В середине октября я привёз в Пномпень Мышку. Чуть позже приехала жена Трубина — Алёна. Нас поселили на симпатичную гостевую виллу МИД НРК, пообещав выделить просторные квартиры, после того как на проспекте Сан Нгок Миня, отремонтируют дом, в котором до начала гражданской войны в Камбодже обитали зарубежные корреспонденты. Нам даже показали эти квартиры в когда-то роскошном, но страшно запущенном восьмиэтажном здании на центральной магистрали Пномпеня в двух кварталах ходьбы от гостиницы «Монором». Нам с Мышкой предложили вселиться в четырёхкомнатные апартаменты, прежним обитателем которых был корреспондент телекомпании «Висньюз». Сопровождавший нас паренёк из УПДК, во главе которого стоял всемогущий месьё Висало, открыл двери этой квартиры и мы начали совершать обход нашей будущей среды обитания. В просторной, залитой солнцем, гостиной я почувствовал …

Я не могу описать того, что я почувствовал. Это была та самая комната, в которой, я уже сидел однажды в компании каких-то московских забулдыг интеллигентного типа.

Она была заставлена стройными рядами бутылок из-под виски «Джонни Уокер», «Грантз», «Чивас регал», «Уайт хорс» и прочих «скотчей».

Судя по всему, прежний хозяин квартиры круто зашибал в последние дни лонноловского режима. Но почему? Откуда мог я в хлороформовой бессознанке оказаться в этой самой комнате, о существовании, которой не ведал ни сном, ни духом. Но я был абсолютно уверен, что именно здесь мы пили венгерскую палинку с привкусом черешневой косточки, любимую из всех выпитых мною водок. Потом раздался звонок в дверь. Не помню, как я оказался у входной двери.

Но отчетливо помню тот вселенский ужас, который охватил меня, когда за приоткрытой дверью увидел маму.

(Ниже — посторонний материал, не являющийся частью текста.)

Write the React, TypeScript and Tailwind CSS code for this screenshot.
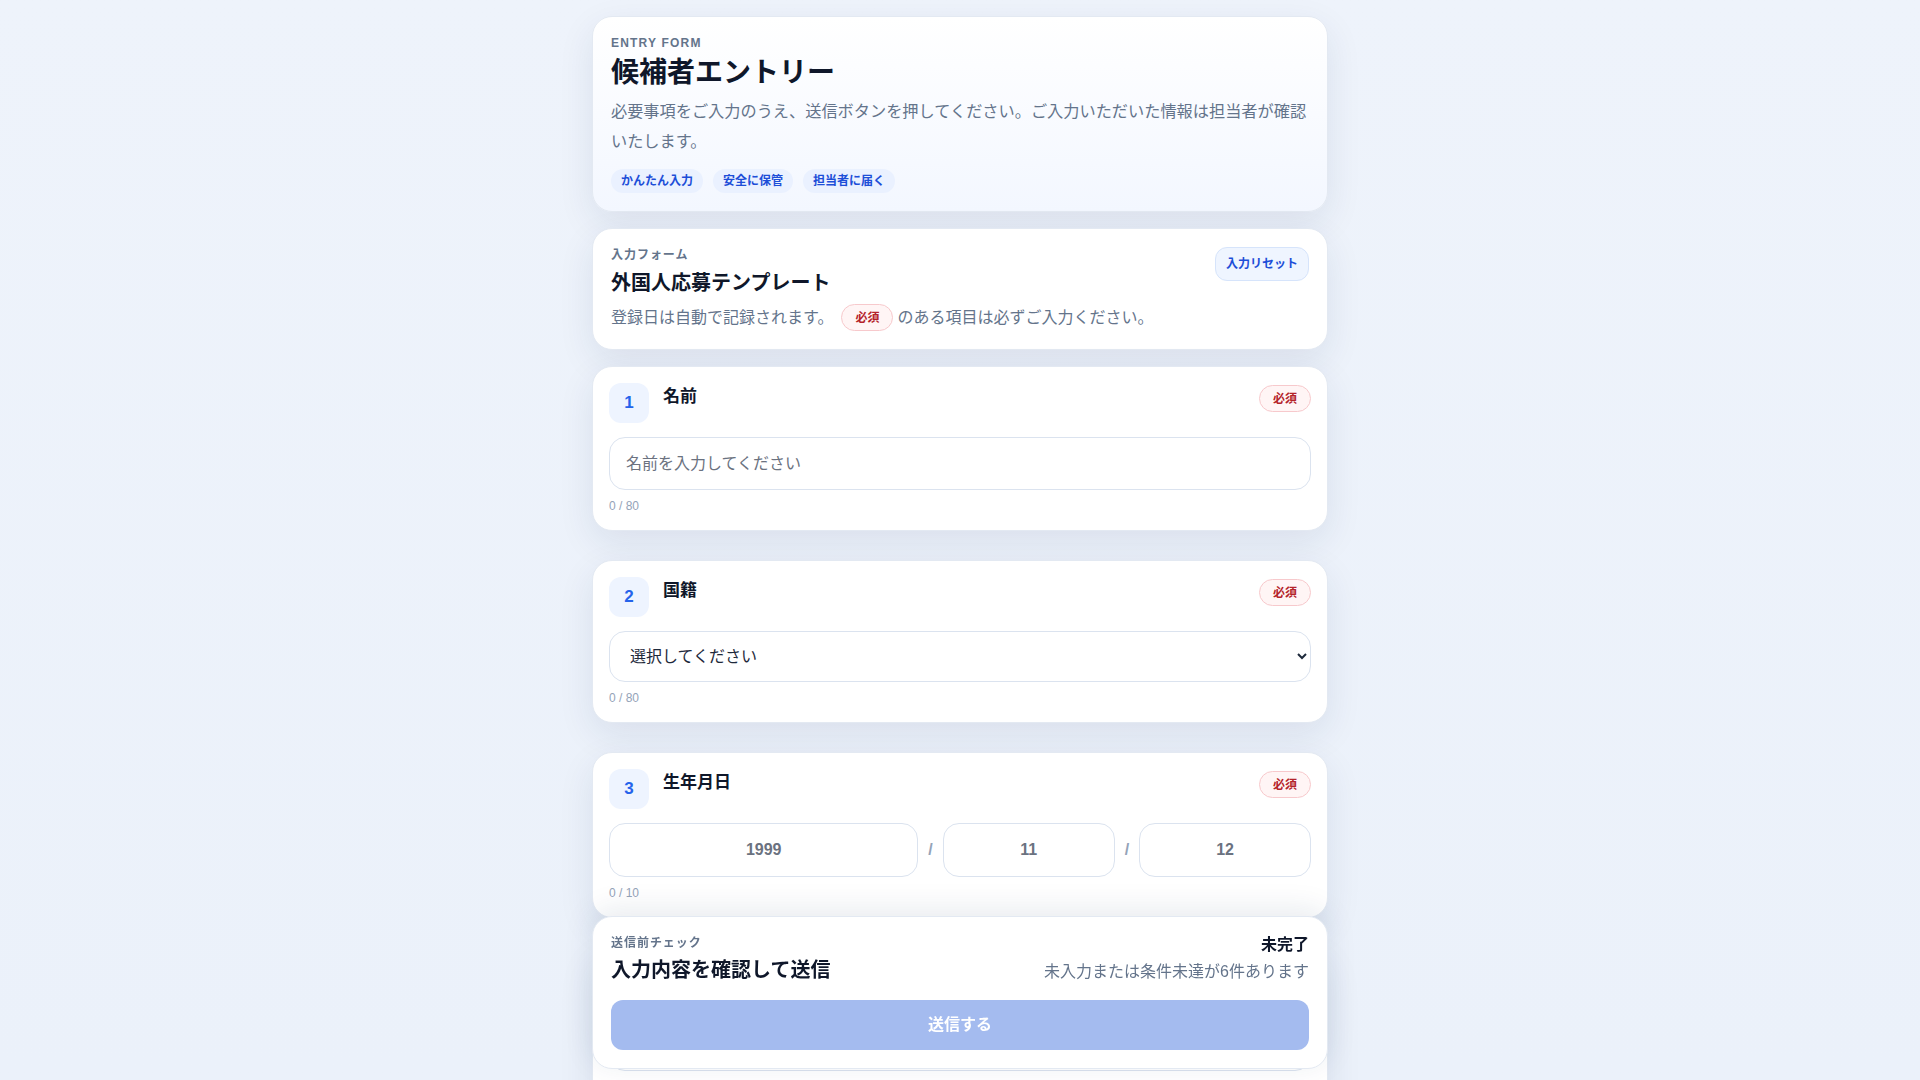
import React from "react";

const FONT = {
  fontFamily: '"Liberation Sans", "Noto Sans CJK JP", "Noto Sans", sans-serif',
};

function RequiredBadge() {
  return (
    <span className="inline-flex h-[27px] shrink-0 items-center rounded-full border border-[#f7c9cc] bg-[#fff5f5] px-[13px] text-xs font-bold text-[#b4232a]">
      必須
    </span>
  );
}

function QuestionHeader({ no, label }: { no: number; label: string }) {
  return (
    <div className="flex items-start justify-between">
      <div className="flex items-start gap-[14px]">
        <div className="flex h-[40px] w-[40px] items-center justify-center rounded-xl bg-[#eef4ff] text-[17px] font-bold text-[#2563eb]">
          {no}
        </div>
        <div className="text-[17px] font-bold leading-7 text-[#0f172a]">{label}</div>
      </div>
      <div className="mt-0.5">
        <RequiredBadge />
      </div>
    </div>
  );
}

function QuestionCard({ children }: { children: React.ReactNode }) {
  return (
    <section className="rounded-[20px] border border-[#e3e9f2] bg-white p-4 shadow-[0_12px_36px_rgba(20,45,90,0.09)]">
      {children}
    </section>
  );
}

function Counter({ text }: { text: string }) {
  return <div className="mt-2 text-xs leading-4 text-[#94a3b8]">{text}</div>;
}

const inputCls =
  "mt-[14px] h-[53px] w-full rounded-2xl border border-[#dbe3ef] bg-white px-4 text-base text-[#1e293b] outline-none placeholder:text-[#6b7280]";
const dateCls =
  "h-[54px] w-full min-w-0 rounded-2xl border border-[#dbe3ef] bg-white text-center text-base font-bold text-[#1e293b] outline-none placeholder:text-[#6b7280]";

export default function App() {
  return (
    <div
      className="h-screen overflow-hidden bg-gradient-to-b from-[#eef3fb] to-[#ebf1fa] text-[#0f172a]"
      style={FONT}
    >
      <div className="mx-auto flex max-w-[768px] flex-col px-4 pb-3 pt-4">
        {/* Hero card */}
        <header className="rounded-[20px] border border-[#e3e9f2] bg-gradient-to-b from-white to-[#f3f7ff] p-[18px] shadow-[0_12px_36px_rgba(20,45,90,0.09)]">
          <div className="text-xs font-bold leading-4 tracking-[0.1em] text-[#64748b]">
            ENTRY FORM
          </div>
          <h1 className="mt-1 text-[28px] font-bold leading-9 text-[#0f172a]">
            候補者エントリー
          </h1>
          <p className="-mr-2 mt-[5px] text-[16.2px] leading-[30px] text-[#64748b]">
            必要事項をご入力のうえ、送信ボタンを押してください。ご入力いただいた情報は担当者が確認いたします。
          </p>
          <div className="mt-[13px] flex gap-2.5">
            {["かんたん入力", "安全に保管", "担当者に届く"].map((t) => (
              <span
                key={t}
                className="inline-flex h-6 items-center rounded-full bg-[#eaf1ff] px-2.5 text-xs font-bold text-[#1d4ed8]"
              >
                {t}
              </span>
            ))}
          </div>
        </header>

        {/* Template card */}
        <section className="mt-4 flex items-start justify-between rounded-[20px] border border-[#e3e9f2] bg-white p-[18px] shadow-[0_12px_36px_rgba(20,45,90,0.09)]">
          <div>
            <div className="text-xs font-semibold leading-4 tracking-[0.08em] text-[#64748b]">
              入力フォーム
            </div>
            <h2 className="mt-1.5 text-xl font-bold leading-7 text-[#0f172a]">
              外国人応募テンプレート
            </h2>
            <div className="mt-[7px] flex items-center text-base text-[#64748b]">
              <span>登録日は自動で記録されます。</span>
              <span className="ml-2 mr-1">
                <RequiredBadge />
              </span>
              <span>のある項目は必ずご入力ください。</span>
            </div>
          </div>
          <button className="h-[34px] rounded-xl border border-[#d6e4fb] bg-[#eff5ff] px-2.5 text-xs font-semibold text-[#1d4ed8]">
            入力リセット
          </button>
        </section>

        {/* Questions */}
        <div className="mt-4 flex flex-col gap-[29px]">
          <QuestionCard>
            <QuestionHeader no={1} label="名前" />
            <input type="text" placeholder="名前を入力してください" className={inputCls} />
            <Counter text="0 / 80" />
          </QuestionCard>

          <QuestionCard>
            <QuestionHeader no={2} label="国籍" />
            <select
              defaultValue=""
              className="mt-[14px] h-[51px] w-full rounded-2xl border border-[#dbe3ef] bg-white pl-4 pr-1 text-base text-[#1e293b] outline-none"
            >
              <option value="">選択してください</option>
              <option value="jp">日本</option>
              <option value="cn">中国</option>
              <option value="vn">ベトナム</option>
            </select>
            <Counter text="0 / 80" />
          </QuestionCard>

          <QuestionCard>
            <QuestionHeader no={3} label="生年月日" />
            <div className="mt-[14px] grid grid-cols-[1.8fr_auto_1fr_auto_1fr] items-center gap-2.5">
              <input type="text" placeholder="1999" className={dateCls} />
              <span className="text-base font-bold text-[#94a3b8]">/</span>
              <input type="text" placeholder="11" className={dateCls} />
              <span className="text-base font-bold text-[#94a3b8]">/</span>
              <input type="text" placeholder="12" className={dateCls} />
            </div>
            <Counter text="0 / 10" />
          </QuestionCard>

          <QuestionCard>
            <QuestionHeader no={4} label="メールアドレス" />
            <input type="text" placeholder="example@mail.com" className={inputCls} />
            <Counter text="0 / 120" />
          </QuestionCard>

          <QuestionCard>
            <QuestionHeader no={5} label="電話番号" />
            <input type="text" placeholder="090-1234-5678" className={inputCls} />
            <Counter text="0 / 20" />
          </QuestionCard>

          <QuestionCard>
            <QuestionHeader no={6} label="志望動機" />
            <textarea
              placeholder="志望動機を入力してください"
              className="mt-[14px] h-[120px] w-full resize-none rounded-2xl border border-[#dbe3ef] bg-white px-4 py-3 text-base text-[#1e293b] outline-none placeholder:text-[#6b7280]"
            />
            <Counter text="0 / 400" />
          </QuestionCard>
        </div>

        {/* Sticky submit footer */}
        <footer className="sticky bottom-[11px] mt-[29px] rounded-[20px] border border-[#e3e9f2] bg-white p-[18px] shadow-[0_-6px_30px_rgba(20,45,90,0.10)]">
          <div className="flex items-start justify-between">
            <div>
              <div className="text-xs font-semibold leading-4 tracking-[0.08em] text-[#64748b]">
                送信前チェック
              </div>
              <div className="mt-[5px] text-xl font-bold leading-7 text-[#0f172a]">
                入力内容を確認して送信
              </div>
            </div>
            <div className="text-right">
              <div className="text-base font-bold leading-5 text-[#0f172a]">未完了</div>
              <div className="mt-[5px] text-base leading-6 text-[#64748b]">
                未入力または条件未達が6件あります
              </div>
            </div>
          </div>
          <button
            disabled
            className="mt-4 h-[50px] w-full rounded-xl bg-[#a4bbef] text-base font-bold text-white"
          >
            送信する
          </button>
        </footer>
      </div>
    </div>
  );
}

— Мама, ты постой секундочку, я сейчас, — сказал я, (только разгоню по квартире собутыльников, подумал я)…

— Что с тобой? — спросила Мышка.

Я вновь очнулся в Пномпене в комнате загромождённой рядами запылённых пустых бутылок …

Смахнул наваждение.

— Я в восхищении! — показываю рукой на опустошенный арсенал творческой личности.